Start of Given information

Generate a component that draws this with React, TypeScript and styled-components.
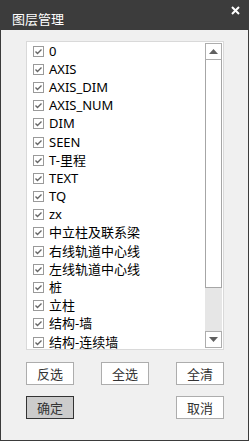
import React from "react";
import styled, { createGlobalStyle } from "styled-components";

const Global = createGlobalStyle`
  html, body { margin: 0; padding: 0; background: #f0f0f0; }
  * { box-sizing: border-box; }
`;

const Window = styled.div`
  width: 249px;
  height: 441px;
  display: flex;
  flex-direction: column;
  background: #f0f0f0;
  border: 1px solid #3b3b3b;
  border-top: none;
  font-family: "Noto Sans", "Noto Sans CJK SC", sans-serif;
`;

const TitleBar = styled.div`
  height: 30px;
  margin: 0 -1px;
  background: #3c3c3c;
  display: flex;
  align-items: flex-start;
  justify-content: space-between;
  padding: 10px 9px 0 12px;
`;

const Title = styled.span`
  color: #ffffff;
  font-size: 13px;
  line-height: 17px;
  font-family: "Noto Sans CJK SC", sans-serif;
`;

const CloseIcon = styled.svg`
  width: 9px;
  height: 9px;
  margin-top: -4px;
`;

const Body = styled.div`
  flex: 1;
  padding: 11px 24px 0 25px;
  display: flex;
  flex-direction: column;
`;

const ListBox = styled.div`
  height: 309px;
  border: 1px solid #d9d9d9;
  background: #ffffff;
  display: flex;
  overflow: hidden;
`;

const Items = styled.div`
  flex: 1;
  padding-left: 6px;
  overflow: hidden;
`;

const Row = styled.div`
  height: 18.2px;
  line-height: 17px;
  display: flex;
  align-items: center;
  gap: 5px;
  font-size: 13px;
  color: #000;
  white-space: nowrap;
`;

const Box = styled.svg`
  width: 11px;
  height: 11px;
  flex: none;
`;

const ScrollBar = styled.div`
  width: 17px;
  margin: 1px 1px 1px 0;
  display: flex;
  flex-direction: column;
  background: #e6e6e6;
`;

const ArrowBtn = styled.div`
  height: 17px;
  border: 1px solid #adadad;
  background: #ffffff;
  display: flex;
  align-items: center;
  justify-content: center;
`;

const Thumb = styled.div<{ $h: number }>`
  height: ${(p) => p.$h}px;
  border: 1px solid #a6a6a6;
  border-top: none;
  background: #ffffff;
`;

const Track = styled.div`
  flex: 1;
`;

const ButtonRow = styled.div<{ $top: number }>`
  display: flex;
  justify-content: space-between;
  margin-top: ${(p) => p.$top}px;
`;

const Btn = styled.button<{ $primary?: boolean }>`
  width: 48px;
  height: 23px;
  padding: 0;
  border: 1px solid ${(p) => (p.$primary ? "#333333" : "#adadad")};
  background: ${(p) => (p.$primary ? "#cccccc" : "#ffffff")};
  color: #333333;
  font-size: 13px;
  font-family: "Noto Sans CJK SC", sans-serif;
  line-height: 1;
`;

const items = [
  "0",
  "AXIS",
  "AXIS_DIM",
  "AXIS_NUM",
  "DIM",
  "SEEN",
  "T-里程",
  "TEXT",
  "TQ",
  "zx",
  "中立柱及联系梁",
  "右线轨道中心线",
  "左线轨道中心线",
  "桩",
  "立柱",
  "结构-墙",
  "结构-连续墙",
];

const Check = () => (
  <Box viewBox="0 0 11 11">
    <rect x="0.5" y="0.5" width="10" height="10" fill="#fff" stroke="#9a9a9a" />
    <path d="M2.5 5.5 L4.5 7.5 L8.5 3.5" fill="none" stroke="#666" strokeWidth="1.4" />
  </Box>
);

export default function App() {
  return (
    <>
      <Global />
      <Window>
        <TitleBar>
          <Title>图层管理</Title>
          <CloseIcon viewBox="0 0 9 9">
            <path d="M1 1 L8 8 M8 1 L1 8" stroke="#fff" strokeWidth="2" />
          </CloseIcon>
        </TitleBar>
        <Body>
          <ListBox>
            <Items>
              {items.map((t) => (
                <Row key={t}>
                  <Check />
                  <span>{t}</span>
                </Row>
              ))}
            </Items>
            <ScrollBar>
              <ArrowBtn>
                <svg width="9" height="5" viewBox="0 0 9 5">
                  <path d="M4.5 0 L9 5 L0 5 Z" fill="#606060" />
                </svg>
              </ArrowBtn>
              <Thumb $h={228} />
              <Track />
              <ArrowBtn>
                <svg width="9" height="5" viewBox="0 0 9 5">
                  <path d="M0 0 L9 0 L4.5 5 Z" fill="#606060" />
                </svg>
              </ArrowBtn>
            </ScrollBar>
          </ListBox>
          <ButtonRow $top={12}>
            <Btn>反选</Btn>
            <Btn>全选</Btn>
            <Btn>全清</Btn>
          </ButtonRow>
          <ButtonRow $top={11}>
            <Btn $primary>确定</Btn>
            <Btn>取消</Btn>
          </ButtonRow>
        </Body>
      </Window>
    </>
  );
}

End of Given information

Exercise instructions:
Print the whole listing above once more, word for word, without its pictures.

Response for this exercise:
Generate a component that draws this with React, TypeScript and styled-components.
import React from "react";
import styled, { createGlobalStyle } from "styled-components";

const Global = createGlobalStyle`
  html, body { margin: 0; padding: 0; background: #f0f0f0; }
  * { box-sizing: border-box; }
`;

const Window = styled.div`
  width: 249px;
  height: 441px;
  display: flex;
  flex-direction: column;
  background: #f0f0f0;
  border: 1px solid #3b3b3b;
  border-top: none;
  font-family: "Noto Sans", "Noto Sans CJK SC", sans-serif;
`;

const TitleBar = styled.div`
  height: 30px;
  margin: 0 -1px;
  background: #3c3c3c;
  display: flex;
  align-items: flex-start;
  justify-content: space-between;
  padding: 10px 9px 0 12px;
`;

const Title = styled.span`
  color: #ffffff;
  font-size: 13px;
  line-height: 17px;
  font-family: "Noto Sans CJK SC", sans-serif;
`;

const CloseIcon = styled.svg`
  width: 9px;
  height: 9px;
  margin-top: -4px;
`;

const Body = styled.div`
  flex: 1;
  padding: 11px 24px 0 25px;
  display: flex;
  flex-direction: column;
`;

const ListBox = styled.div`
  height: 309px;
  border: 1px solid #d9d9d9;
  background: #ffffff;
  display: flex;
  overflow: hidden;
`;

const Items = styled.div`
  flex: 1;
  padding-left: 6px;
  overflow: hidden;
`;

const Row = styled.div`
  height: 18.2px;
  line-height: 17px;
  display: flex;
  align-items: center;
  gap: 5px;
  font-size: 13px;
  color: #000;
  white-space: nowrap;
`;

const Box = styled.svg`
  width: 11px;
  height: 11px;
  flex: none;
`;

const ScrollBar = styled.div`
  width: 17px;
  margin: 1px 1px 1px 0;
  display: flex;
  flex-direction: column;
  background: #e6e6e6;
`;

const ArrowBtn = styled.div`
  height: 17px;
  border: 1px solid #adadad;
  background: #ffffff;
  display: flex;
  align-items: center;
  justify-content: center;
`;

const Thumb = styled.div<{ $h: number }>`
  height: ${(p) => p.$h}px;
  border: 1px solid #a6a6a6;
  border-top: none;
  background: #ffffff;
`;

const Track = styled.div`
  flex: 1;
`;

const ButtonRow = styled.div<{ $top: number }>`
  display: flex;
  justify-content: space-between;
  margin-top: ${(p) => p.$top}px;
`;

const Btn = styled.button<{ $primary?: boolean }>`
  width: 48px;
  height: 23px;
  padding: 0;
  border: 1px solid ${(p) => (p.$primary ? "#333333" : "#adadad")};
  background: ${(p) => (p.$primary ? "#cccccc" : "#ffffff")};
  color: #333333;
  font-size: 13px;
  font-family: "Noto Sans CJK SC", sans-serif;
  line-height: 1;
`;

const items = [
  "0",
  "AXIS",
  "AXIS_DIM",
  "AXIS_NUM",
  "DIM",
  "SEEN",
  "T-里程",
  "TEXT",
  "TQ",
  "zx",
  "中立柱及联系梁",
  "右线轨道中心线",
  "左线轨道中心线",
  "桩",
  "立柱",
  "结构-墙",
  "结构-连续墙",
];

const Check = () => (
  <Box viewBox="0 0 11 11">
    <rect x="0.5" y="0.5" width="10" height="10" fill="#fff" stroke="#9a9a9a" />
    <path d="M2.5 5.5 L4.5 7.5 L8.5 3.5" fill="none" stroke="#666" strokeWidth="1.4" />
  </Box>
);

export default function App() {
  return (
    <>
      <Global />
      <Window>
        <TitleBar>
          <Title>图层管理</Title>
          <CloseIcon viewBox="0 0 9 9">
            <path d="M1 1 L8 8 M8 1 L1 8" stroke="#fff" strokeWidth="2" />
          </CloseIcon>
        </TitleBar>
        <Body>
          <ListBox>
            <Items>
              {items.map((t) => (
                <Row key={t}>
                  <Check />
                  <span>{t}</span>
                </Row>
              ))}
            </Items>
            <ScrollBar>
              <ArrowBtn>
                <svg width="9" height="5" viewBox="0 0 9 5">
                  <path d="M4.5 0 L9 5 L0 5 Z" fill="#606060" />
                </svg>
              </ArrowBtn>
              <Thumb $h={228} />
              <Track />
              <ArrowBtn>
                <svg width="9" height="5" viewBox="0 0 9 5">
                  <path d="M0 0 L9 0 L4.5 5 Z" fill="#606060" />
                </svg>
              </ArrowBtn>
            </ScrollBar>
          </ListBox>
          <ButtonRow $top={12}>
            <Btn>反选</Btn>
            <Btn>全选</Btn>
            <Btn>全清</Btn>
          </ButtonRow>
          <ButtonRow $top={11}>
            <Btn $primary>确定</Btn>
            <Btn>取消</Btn>
          </ButtonRow>
        </Body>
      </Window>
    </>
  );
}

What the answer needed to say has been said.